III ONLY A TINY MINORITY OF WHITE AMERICANS EVER OWNED SLAVES, AND OTHERS GAVE THEIR LIVES TO FREE THEM
Only a tiny minority of Americans ever owned slaves. This is true even for those who lived in the ante-bellum South where only one white in five was a slaveholder. Why should their descendants owe a debt? What about the descendants of the 350,000 Union soldiers who died to free the slaves? They gave their lives. What possible moral principle would ask them to pay (through their descendants) again? IV AMERICA TODAY IS A MULTI-ETHNIC NATION AND MOST AMERICANS HAVE NO CONNECTION (DIRECT OR INDIRECT) TO SLAVERY The two great waves of American immigration occurred after 1880 and then after 1960. What rationale would require Vietnamese boat people, Russian refuseniks, Iranian refugees, and Armenian victims of the Turkish persecution, Jews, Mexicans, Greeks, or Polish, Hungarian, Cambodian and Korean victims of Communism, to pay reparations to American blacks.
THE HISTORICAL PRECEDENTS USED TO JUSTIFY THE REPARATIONS CLAIM DO NOT APPLY, AND THE CLAIM ITSELF IS BASED ON RACE NOT INJURY
The historical precedents generally invoked to justify the reparations claim are payments to Jewish survivors of the Holocaust, Japanese-Americans and African-American victims of racial experiments in Tuskegee, or racial outrages in Rosewood and Oklahoma City. But in each case, the recipients of reparations were the direct victims of the injustice or their immediate families. This would be the only case of reparations to people who were not immediately affected and whose sole qualification to receive reparations would be racial. As has already been pointed out, during the slavery era, many blacks were free men or slaveowners themselves, yet the reparations claimants make no distinction between the roles blacks actually played in the injustice itself. Randall Robinson’s book on reparations,
The Debt, which is the manifesto of the reparations movement is pointedly sub-titled “What America Owes To Blacks.” If this is not racism, what is? VI THE REPARATIONS ARGUMENT IS BASED ON THE UNFOUNDED CLAIM THAT ALL AFRICAN-AMERICAN DESCENDANTS OF SLAVES SUFFER FROM THE ECONOMIC CONSEQUENCES OF SLAVERY AND DISCRIMINATION No evidence-based attempt has been made to prove that living individuals have been adversely affected by a slave system that was ended over 150 years ago. But there is plenty of evidence the hardships that occurred were hardships that individuals could and did overcome. The black middle-class in America is a prosperous community that is now larger in absolute terms than the black underclass. Does its existence not suggest that economic adversity is the result of failures of individual character rather than the lingering after-effects of racial discrimination and a slave system that ceased to exist well over a century ago? West Indian blacks in America are also descended from slaves but their average incomes are equivalent to the average incomes of whites (and nearly 25% higher than the average incomes of American born blacks). How is it that slavery adversely affected one large group of descendants but not the other? How can government be expected to decide an issue that is so subjective—and yet so critical—to the case?

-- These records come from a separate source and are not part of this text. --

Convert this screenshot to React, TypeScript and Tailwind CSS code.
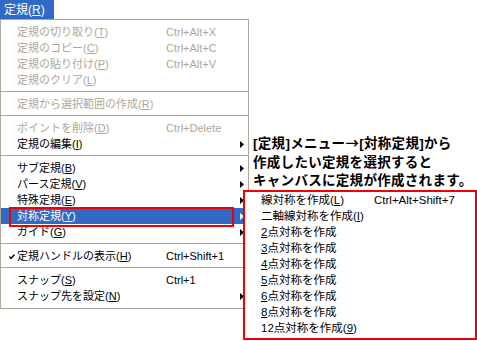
const jp = "font-['Liberation_Sans','Noto_Sans_CJK_JP',sans-serif]";

type Item =
  | { sep: true }
  | {
      sep?: false;
      label: string;
      key?: string;
      shortcut?: string;
      disabled?: boolean;
      sub?: boolean;
      checked?: boolean;
      active?: boolean;
    };

const items: Item[] = [
  { label: "定規の切り取り", key: "T", shortcut: "Ctrl+Alt+X", disabled: true },
  { label: "定規のコピー", key: "C", shortcut: "Ctrl+Alt+C", disabled: true },
  { label: "定規の貼り付け", key: "P", shortcut: "Ctrl+Alt+V", disabled: true },
  { label: "定規のクリア", key: "L", disabled: true },
  { sep: true },
  { label: "定規から選択範囲の作成", key: "R", disabled: true },
  { sep: true },
  { label: "ポイントを削除", key: "D", shortcut: "Ctrl+Delete", disabled: true },
  { label: "定規の編集", key: "I", sub: true },
  { sep: true },
  { label: "サブ定規", key: "B", sub: true },
  { label: "パース定規", key: "V", sub: true },
  { label: "特殊定規", key: "E", sub: true },
  { label: "対称定規", key: "Y", sub: true, active: true },
  { label: "ガイド", key: "G", sub: true },
  { sep: true },
  { label: "定規ハンドルの表示", key: "H", shortcut: "Ctrl+Shift+1", checked: true },
  { sep: true },
  { label: "スナップ", key: "S", shortcut: "Ctrl+1" },
  { label: "スナップ先を設定", key: "N", sub: true },
];

const subItems = [
  { pre: "", label: "線対称を作成", key: "L", shortcut: "Ctrl+Alt+Shift+7" },
  { pre: "", label: "二軸線対称を作成", key: "I" },
  { pre: "2", label: "点対称を作成" },
  { pre: "3", label: "点対称を作成" },
  { pre: "4", label: "点対称を作成" },
  { pre: "5", label: "点対称を作成" },
  { pre: "6", label: "点対称を作成" },
  { pre: "8", label: "点対称を作成" },
  { pre: "", label: "12点対称を作成", key: "9" },
];

function Arrow({ white }: { white?: boolean }) {
  return (
    <svg width="4" height="7" viewBox="0 0 4 7" className="block">
      <path d="M0 0 L4 3.5 L0 7 Z" fill={white ? "#ffffff" : "#000000"} />
    </svg>
  );
}

function MenuRow({ item }: { item: Item }) {
  if (item.sep) {
    return (
      <div className="h-[8px] pt-[3px]">
        <div className="h-px bg-[#aca899]" />
      </div>
    );
  }
  const color = item.active
    ? "bg-[#316ac5] text-white"
    : item.disabled
      ? "text-[#aca899]"
      : "text-black";
  return (
    <div
      className={`relative grid h-[16px] grid-cols-[149px_1fr_auto] items-center pl-[16px] pr-[4px] text-[11px] leading-[16px] ${color}`}
    >
      {item.checked && (
        <svg
          width="6"
          height="6"
          viewBox="0 0 6 6"
          className="absolute left-[8px] top-[6px]"
        >
          <path d="M0.5 2.5 L2 4.5 L5.5 0.5" stroke="#000" strokeWidth="1.3" fill="none" />
        </svg>
      )}
      <span className="whitespace-nowrap">
        {item.label}
        {item.key && (
          <>
            (<u>{item.key}</u>)
          </>
        )}
      </span>
      <span className="whitespace-nowrap">{item.shortcut}</span>
      <span className="w-[4px]">{item.sub && <Arrow white={item.active} />}</span>
      {item.active && (
        <div className="absolute left-[8px] top-[-1px] h-[20px] w-[225px] border-2 border-[#f00000]" />
      )}
    </div>
  );
}

export default function App() {
  return (
    <div className={`relative h-[341px] w-[477px] overflow-hidden bg-white ${jp}`}>
      <div className="flex h-[19px] w-[54px] items-center bg-[#316ac5] pl-[4px] text-[12px] text-white">
        定規(<u>R</u>)
      </div>
      <div className="w-[249px] border border-[#aca899] bg-white py-[4px]">
        {items.map((it, i) => (
          <MenuRow key={i} item={it} />
        ))}
      </div>

      <div className="absolute left-[253px] top-[133px] text-[13.5px] font-bold leading-[18.5px] tracking-[0.3px] text-black">
        <p>
          [定規]メニュー
          <span className="font-['Noto_Sans_CJK_JP',sans-serif]">→</span>
          [対称定規]から
        </p>
        <p>作成したい定規を選択すると</p>
        <p>キャンバスに定規が作成されます。</p>
      </div>

      <div className="absolute left-[243px] top-[190px] h-[150px] w-[234px] border-2 border-[#f00000] bg-white">
        {subItems.map((s, i) => (
          <div
            key={i}
            className="grid h-[16px] grid-cols-[113px_1fr] items-center pl-[16px] text-[11.5px] leading-[16px] text-black"
          >
            <span className="whitespace-nowrap">
              {s.pre && <u>{s.pre}</u>}
              {s.label}
              {s.key && (
                <>
                  (<u>{s.key}</u>)
                </>
              )}
            </span>
            <span className="whitespace-nowrap">{s.shortcut}</span>
          </div>
        ))}
      </div>
    </div>
  );
}
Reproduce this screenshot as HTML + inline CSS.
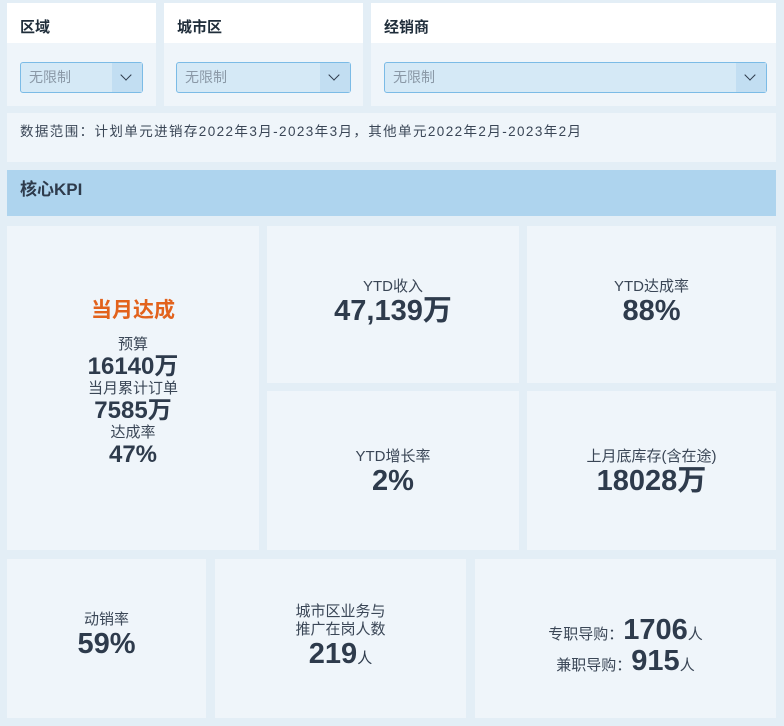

VII THE REPARATIONS CLAIM IS ONE MORE ATTEMPT TO TURN AFRICAN-AMERICANS INTO VICTIMS. IT SENDS A DAMAGING MESSAGE TO THE AFRICAN-AMERICAN COMMUNITY.
The renewed sense of grievance—which is what the claim for reparations will inevitably create—is neither a constructive nor a helpful message for black leaders to be sending to their communities and to others. To focus the social passions of African-Americans on what some Americans may have done to their ancestors fifty or a hundred and fifty years ago is to burden them with a crippling sense of victim-hood. How are the millions of refugees from tyranny and genocide who are now living in America going to receive these claims, moreover, except as demands for special treatment, an extravagant new handout that is only necessary because some blacks can’t seem to locate the ladder of opportunity within reach of others—many less privileged than themselves?